I’m guessing that you were brought up in a household with no exposure to pop-culture since you turned out so sweaky-clean (oh, wait – you made out with Puck on national TV…not so clean, are you?) What you are saying is that rather than actually PARENTING their children, parents who allow their children to watch such “smut” as HM or HSM also allow the TV to make all their decisions for them.
By your assumptions the fact that I grew up listening to music like Madona (yes, I listened to her when I was 8 – I had an older sister and wanted to do everything like her), watching movies like Grease, and TV shows like Roseanne, Cosby Show and Growing Pains (all which dealt with teenagers and teenage issues) I should be a washed-out slut having babies at the age of 16.
You seem to be confusing the line between real-life and TV, not the kids. On the show, Miley as Hannah is always dressed appropriately for her age and there is a HUGE difference between allowing an 8-year old watch HM and allowing them to read the latest copy of US Weekly or, in this case, Vanity Fair. HSM is way tamer than our generation’s version of that move – Grease.

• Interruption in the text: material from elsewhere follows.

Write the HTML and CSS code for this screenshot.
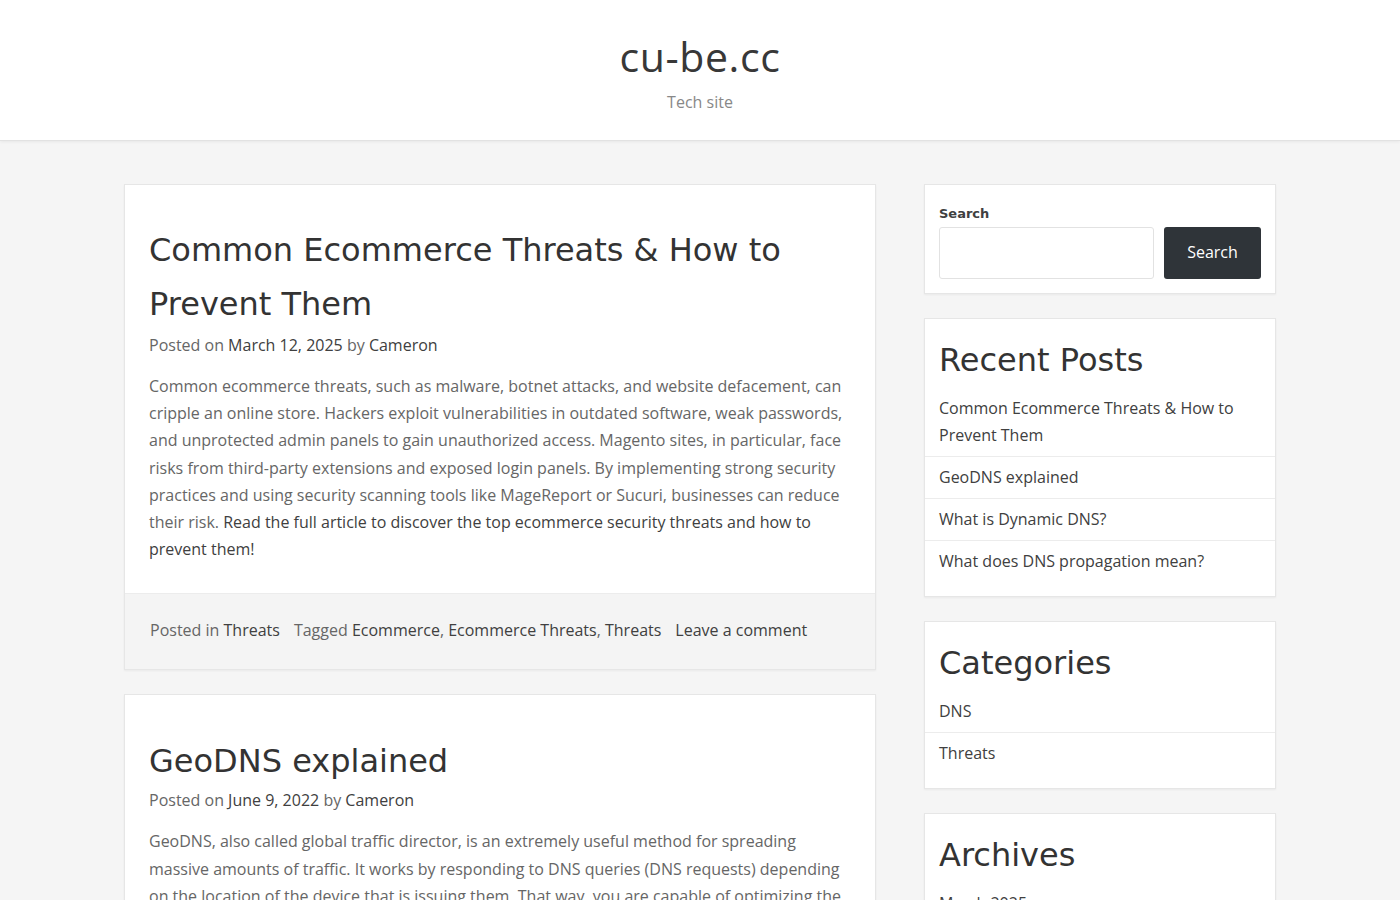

The biggest difference between now and then is the media hype around these stars in their private life. There weren’t 100s of paparazzi following Keshia Knight Pulliam, Sara Gilbert, Tracey Gold around 24/7. The demand for that kind of pop-culture coverage rests squarely on our generation’s shoulders as we are the ones who have funded the growth in the tabloid-news business. Should we as parents try to limit our children’s exposure to this media? Of course, but not allowing them to watch a simple sitcom is way over the top.